One of the main arguments for Brexit campaigners is to limit migration of workers from other EU countries, even though both Norway and Switzerland have had to accept free movement of people in return for access to EU internal markets.
If Britain did cap immigration, it could have a negative impact on eastern European countries, from which some 1.2 million workers were in Britain in late 2015.
The impact could be most acute in the countries with the most citizens in Britain - Poland (853,000 in 2014), Romania (175,000) and Lithuania (155,000)
By contrast, other affluent western European countries, such as Germany, could as a result see higher inflows of EU migrants. This might be beneficial economically, if politically difficult.

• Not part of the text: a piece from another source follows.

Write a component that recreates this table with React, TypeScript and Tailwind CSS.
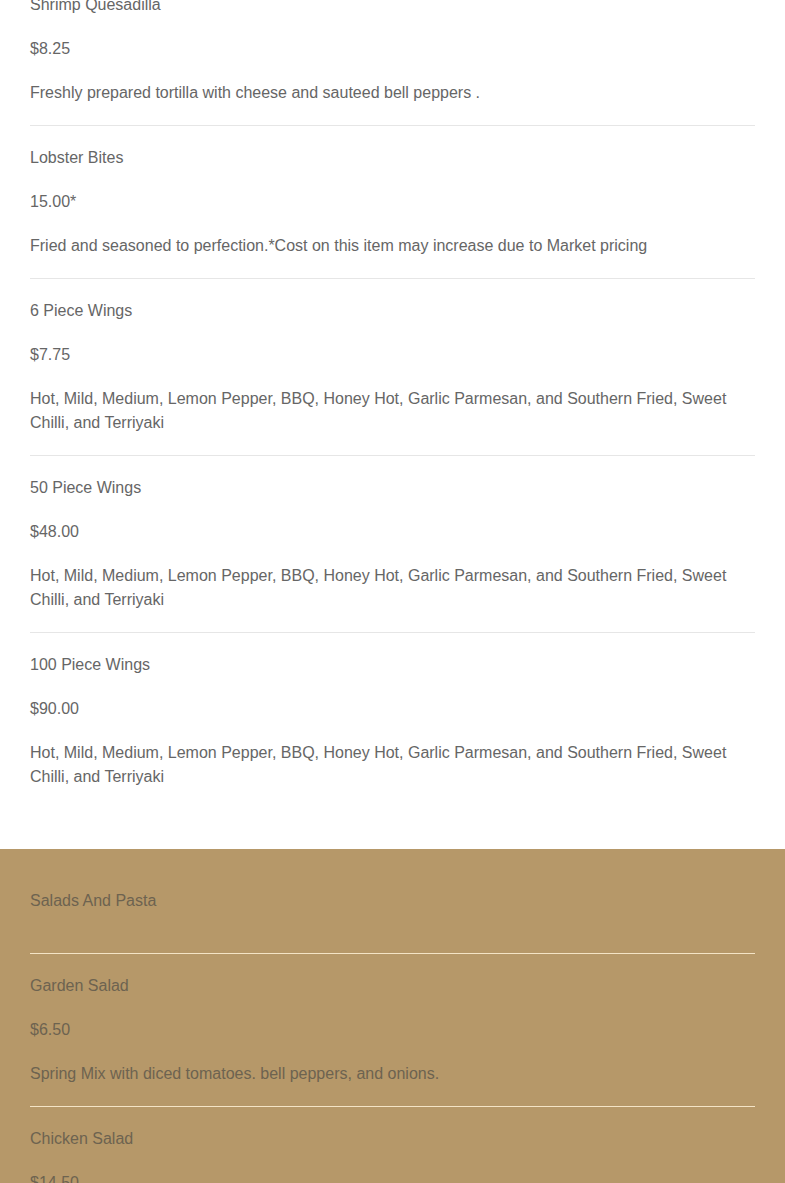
import React from "react";

interface MenuItem {
  name: string;
  price: string;
  desc?: string;
}

const wings =
  "Hot, Mild, Medium, Lemon Pepper, BBQ, Honey Hot, Garlic Parmesan, and Southern Fried, Sweet Chilli, and Terriyaki";

const appetizers: MenuItem[] = [
  { name: "Shrimp Quesadilla", price: "$8.25", desc: "Freshly prepared tortilla with cheese and sauteed bell peppers ." },
  { name: "Lobster Bites", price: "15.00*", desc: "Fried and seasoned to perfection.*Cost on this item may increase due to Market pricing" },
  { name: "6 Piece Wings", price: "$7.75", desc: wings },
  { name: "50 Piece Wings", price: "$48.00", desc: wings },
  { name: "100 Piece Wings", price: "$90.00", desc: wings },
];

const salads: MenuItem[] = [
  { name: "Garden Salad", price: "$6.50", desc: "Spring Mix with diced tomatoes. bell peppers, and onions." },
  { name: "Chicken Salad", price: "$14.50" },
];

const Item = ({ item, line, first }: { item: MenuItem; line: string; first?: boolean }) => (
  <div className={first ? "pt-0" : `border-t pt-5 ${line}`}>
    <p className="mb-5">{item.name}</p>
    <p className="mb-5">{item.price}</p>
    {item.desc && <p className="mb-5">{item.desc}</p>}
  </div>
);

export default function App() {
  return (
    <div className="min-h-screen bg-white text-[16px] leading-6" style={{ fontFamily: '"Liberation Sans", Arial, sans-serif' }}>
      <section className="px-[30px] pb-10 -mt-[7px] text-[#666666]">
        {appetizers.map((item, i) => (
          <Item key={item.name} item={item} first={i === 0} line="border-[#e6e6e6]" />
        ))}
      </section>
      <section className="bg-[#b69869] px-[30px] pt-10 pb-10 text-[#6d6350]">
        <h2 className="mb-10">Salads And Pasta</h2>
        {salads.map((item) => (
          <Item key={item.name} item={item} line="border-[#f4e4c6]" />
        ))}
      </section>
    </div>
  );
}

Research by the Bertelsmann Foundation sought to break down the impact by country and determined that the impact of a “soft exit” could be worse in Ireland than in Britain, based on their degree of trade dependence on Britain.
The Benelux countries and Sweden would take the next biggest hits, while the impact on Germany would be very limited given that its auto and other manufacturing sectors have many other markets.
The Belgian region of Flanders will suffer a 2.5 percent decline in GDP, according to its premier Geert Bourgeois, who believes his region would be hit hardest after Ireland.
The Bertelsmann study also looks into “dynamic effects”, such as a potential loss of productivity because a decreased openness to trade reduces international competition and lowers the incentive to improve competitiveness.
With dynamic effects, the long-term impact on German GDP would range between 0.3 and 2 percent below the value if Britain remained in the European Union.